Dominus Deus tuus ignis consumens est
Premium Member
The church father St. Justin Martyr (in Schaff, 1994, Vol 1, 167) wrote before in the second century of the community of converts, that "we who valued above all things the acquisition of wealth and possessions, now bring what we have into a common stock, and communicate to every one in need". Or as Pope St. Gregory the Great put it as late as the sixth century CE: "For when we administer necessaries of any kind to the indigent, we do not bestow our own, but render them what is theirs; we rather pay a debt of justice than accomplish works of mercy .. for it is surely just that whosoever receive what is given by a common lord should use it in common" (Gregory the Great, in Schaff, 1890, Vol. 12, 47b).

Bizarrely enough, while this is lost on many contemporary American Christians, actual Marxists have long recognised and studied the proto-communism of the early church as a historical precursor to their own movement. Rosa Luxembourg - the Polish Communist who died in the 1919 German revolution as a leader of the 'Spartacist Uprising' - for instance, wrote extensively on the topic:


Rosa Luxemburg: Socialism and the Churches (1905)


The Social-Democrats propose to put an end to the exploitation of the toiling people by the rich. You would have that the servants of the Church would have been the first to make this task easier for the Social-Democrats. Did Jesus Christ (whose servants the priests are) teach that “it is easier for a camel to pass through the eye of a needle than for a rich man to enter the Kingdom of Heaven”?[2] The Social-Democrats try to bring about in all countries social regimes based on the equality, liberty and fraternity of all the citizens [...]

First of all, it is striking to notice that the priests of today who fight against “Communism” condemn in reality first Christian Apostles. For these latter were nothing else than ardent communists.

The Christian religion developed, as is well known, in ancient Rome, in the period of the decline of the Empire, which was formerly rich and powerful, comprising the countries which today are Italy and Spain, part of France, part of Turkey, Palestine and other territories. The state of Rome at the time of the birth of Jesus Christ much resembled that of Czarist Russia [...]
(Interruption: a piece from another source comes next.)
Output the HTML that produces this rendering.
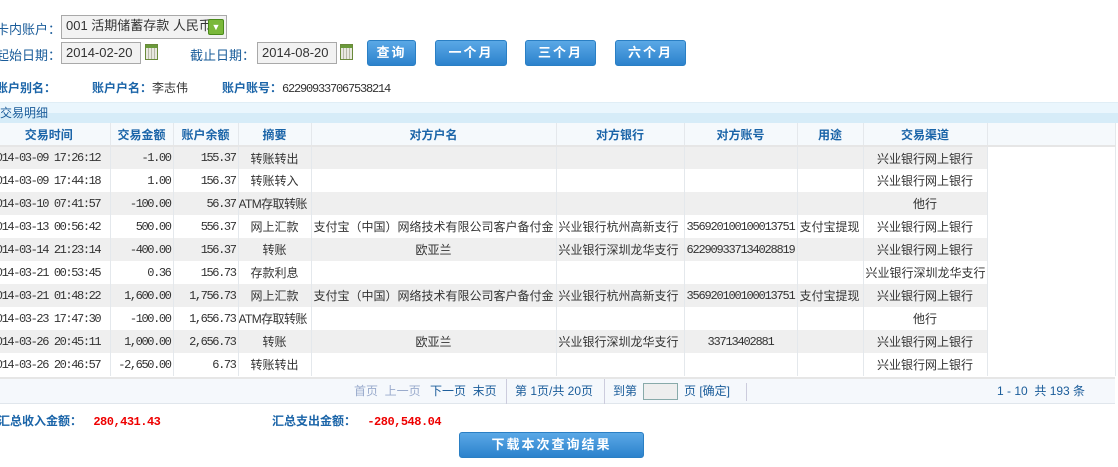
<!DOCTYPE html>
<html><head><meta charset="utf-8"><style>
*{margin:0;padding:0;box-sizing:border-box}
body{width:1118px;height:467px;background:#fff;font-family:"Liberation Sans","Noto Sans CJK SC",sans-serif;font-size:12px;color:#333;position:relative;overflow:hidden}
.a{position:absolute;white-space:nowrap}
.lbl{color:#1a5c9a}
.b{font-weight:bold;color:#1a64a8}
.inp{position:absolute;border:1px solid #a9a9a9;background:#f2f2f2;height:22px;line-height:20px;padding-left:4px;font-size:13px;color:#333}
.btn{position:absolute;height:26px;border:1px solid #2a7fc4;border-radius:3px;background:linear-gradient(#5aa8e6,#2c82cc);color:#fff;font-weight:bold;font-size:13px;text-align:center;line-height:24px;letter-spacing:2px}
.cal{position:absolute;width:13px;height:16px;border:1px solid #6a8a3a;background:repeating-linear-gradient(90deg,#e8e8e0 0 2px,#b8b8a8 2px 3px);}
.cal:before{content:"";position:absolute;left:0;right:0;top:0;height:3px;background:#6a9a3a}
table{position:absolute;left:-12px;top:123px;border-collapse:collapse;font-size:12px;table-layout:fixed;width:1127px}
td,th{height:23px;border-right:1px solid #e4e8ec;white-space:nowrap;padding:0 2px;overflow:hidden}
th{color:#1a64a8;background:#f5f9fc;font-weight:bold;border-bottom:2px solid #e6e6e6}
tr.g td{background:#efefef}
tr.w td{background:#fff}
.m{font-family:"Liberation Mono","Noto Sans CJK SC",monospace;font-size:12px;letter-spacing:-1.4px}
.ac{letter-spacing:-1.2px}
.r{text-align:right}.c{text-align:center}
.atm{letter-spacing:-0.6px;padding:0}
</style></head><body>
<div class="a lbl" style="left:-4px;top:19px;font-size:13px">卡内账户：</div>
<div class="inp" style="left:61px;top:15px;width:166px;height:24px">001 活期储蓄存款 人民币</div>
<div class="a" style="left:208px;top:19px;width:16px;height:16px;background:#7ab83a;border:1px solid #4a8a1a;border-radius:2px;color:#fff;font-size:9px;text-align:center;line-height:14px">▼</div>
<div class="a lbl" style="left:-4px;top:45px;font-size:13px">起始日期：</div>
<div class="inp" style="left:61px;top:42px;width:80px">2014-02-20</div>
<div class="cal" style="left:145px;top:44px"></div>
<div class="a lbl" style="left:190px;top:45px;font-size:13px">截止日期：</div>
<div class="inp" style="left:257px;top:42px;width:80px">2014-08-20</div>
<div class="cal" style="left:340px;top:44px"></div>
<div class="btn" style="left:367px;top:40px;width:49px">查询</div>
<div class="btn" style="left:435px;top:40px;width:72px">一个月</div>
<div class="btn" style="left:525px;top:40px;width:71px">三个月</div>
<div class="btn" style="left:615px;top:40px;width:71px">六个月</div>
<div class="a b" style="left:-4px;top:79px;font-size:12px">账户别名：</div>
<div class="a" style="left:92px;top:79px;font-size:12px"><span class="b">账户户名：</span>李志伟</div>
<div class="a" style="left:222px;top:79px;font-size:12px"><span class="b">账户账号：</span><span class="m ac">622909337067538214</span></div>
<div class="a" style="left:0;top:102px;width:1118px;height:21px;background:linear-gradient(#eaf6fd 0 50%,#d6ecf8 50%);border-top:1px solid #e0eef6;color:#1a5c9a;font-size:12px;line-height:21px">交易明细</div>
<table>
<colgroup><col style="width:122px"><col style="width:63px"><col style="width:65px"><col style="width:73px"><col style="width:245px"><col style="width:128px"><col style="width:113px"><col style="width:66px"><col style="width:124px"><col style="width:128px"></colgroup>
<tr><th>交易时间</th><th>交易金额</th><th>账户余额</th><th>摘要</th><th>对方户名</th><th>对方银行</th><th>对方账号</th><th>用途</th><th>交易渠道</th><th></th></tr>
<tr class="g"><td class="m">2014-03-09 17:26:12</td><td class="m r">-1.00</td><td class="m r">155.37</td><td class="c">转账转出</td><td></td><td></td><td></td><td></td><td class="c">兴业银行网上银行</td><td style="background:#fff"></td></tr>
<tr class="w"><td class="m">2014-03-09 17:44:18</td><td class="m r">1.00</td><td class="m r">156.37</td><td class="c">转账转入</td><td></td><td></td><td></td><td></td><td class="c">兴业银行网上银行</td><td></td></tr>
<tr class="g"><td class="m">2014-03-10 07:41:57</td><td class="m r">-100.00</td><td class="m r">56.37</td><td class="atm">ATM存取转账</td><td></td><td></td><td></td><td></td><td class="c">他行</td><td style="background:#fff"></td></tr>
<tr class="w"><td class="m">2014-03-13 00:56:42</td><td class="m r">500.00</td><td class="m r">556.37</td><td class="c">网上汇款</td><td>支付宝（中国）网络技术有限公司客户备付金</td><td>兴业银行杭州高新支行</td><td class="m ac">356920100100013751</td><td>支付宝提现</td><td class="c">兴业银行网上银行</td><td></td></tr>
<tr class="g"><td class="m">2014-03-14 21:23:14</td><td class="m r">-400.00</td><td class="m r">156.37</td><td class="c">转账</td><td class="c">欧亚兰</td><td>兴业银行深圳龙华支行</td><td class="m ac">622909337134028819</td><td></td><td class="c">兴业银行网上银行</td><td style="background:#fff"></td></tr>
<tr class="w"><td class="m">2014-03-21 00:53:45</td><td class="m r">0.36</td><td class="m r">156.73</td><td class="c">存款利息</td><td></td><td></td><td></td><td></td><td class="c">兴业银行深圳龙华支行</td><td></td></tr>
<tr class="g"><td class="m">2014-03-21 01:48:22</td><td class="m r">1,600.00</td><td class="m r">1,756.73</td><td class="c">网上汇款</td><td>支付宝（中国）网络技术有限公司客户备付金</td><td>兴业银行杭州高新支行</td><td class="m ac">356920100100013751</td><td>支付宝提现</td><td class="c">兴业银行网上银行</td><td style="background:#fff"></td></tr>
<tr class="w"><td class="m">2014-03-23 17:47:30</td><td class="m r">-100.00</td><td class="m r">1,656.73</td><td class="atm">ATM存取转账</td><td></td><td></td><td></td><td></td><td class="c">他行</td><td></td></tr>
<tr class="g"><td class="m">2014-03-26 20:45:11</td><td class="m r">1,000.00</td><td class="m r">2,656.73</td><td class="c">转账</td><td class="c">欧亚兰</td><td>兴业银行深圳龙华支行</td><td class="m c ac">33713402881</td><td></td><td class="c">兴业银行网上银行</td><td style="background:#fff"></td></tr>
<tr class="w"><td class="m">2014-03-26 20:46:57</td><td class="m r">-2,650.00</td><td class="m r">6.73</td><td class="c">转账转出</td><td></td><td></td><td></td><td></td><td class="c">兴业银行网上银行</td><td></td></tr>
</table>
<div class="a" style="left:0;top:377px;width:1115px;height:27px;background:#f5f8fc;border-top:2px solid #e6e6e6;border-bottom:1px solid #e0e6ec;color:#1a5c9a;line-height:25px">
<span class="a" style="left:354px;color:#9ac"> 首页 &nbsp;上一页</span>
<span class="a" style="left:430px">下一页 &nbsp;末页</span>
<span class="a" style="left:506px;border-left:1px solid #ccd;padding-left:8px">第 1页/共 20页</span>
<span class="a" style="left:604px;border-left:1px solid #ccd;padding-left:8px">到第</span>
<span class="a" style="left:643px;top:4px;width:35px;height:17px;border:1px solid #8aa;background:#eee"></span>
<span class="a" style="left:684px">页 [确定]</span>
<span class="a" style="left:746px;border-left:1px solid #ccd;height:18px;top:4px"></span>
<span class="a" style="left:997px">1 - 10 &nbsp;共 193 条</span></div>
<div class="a b" style="left:-2px;top:412px">汇总收入金额： <span class="m" style="color:#e00;margin-left:8px;letter-spacing:-0.5px">280,431.43</span></div>
<div class="a b" style="left:272px;top:412px">汇总支出金额： <span class="m" style="color:#e00;margin-left:8px;letter-spacing:-0.5px">-280,548.04</span></div>
<div class="btn" style="left:459px;top:432px;width:185px;height:26px">下载本次查询结果</div>
</body></html>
The Christian religion appeared to these unhappy beings as a life-belt, a consolation and an encouragement, and became, right from the beginning, the religion of the Roman proletarians. In conformity with the material position of the men belonging to this class, the first Christians put forward the demand for property in common - communism. What could be more natural? The people lacked means of subsistence and were dying of poverty. A religion which defended the people demanded that the rich should share with the poor the riches which ought to belong to all and not to a handful of privileged people; a religion which preached the equality of all men would have great success [...] It was indeed in this way that the first Christian communities were organized [...]

Thus the Christians of the First and Second Centuries were fervent supporters of communism [...]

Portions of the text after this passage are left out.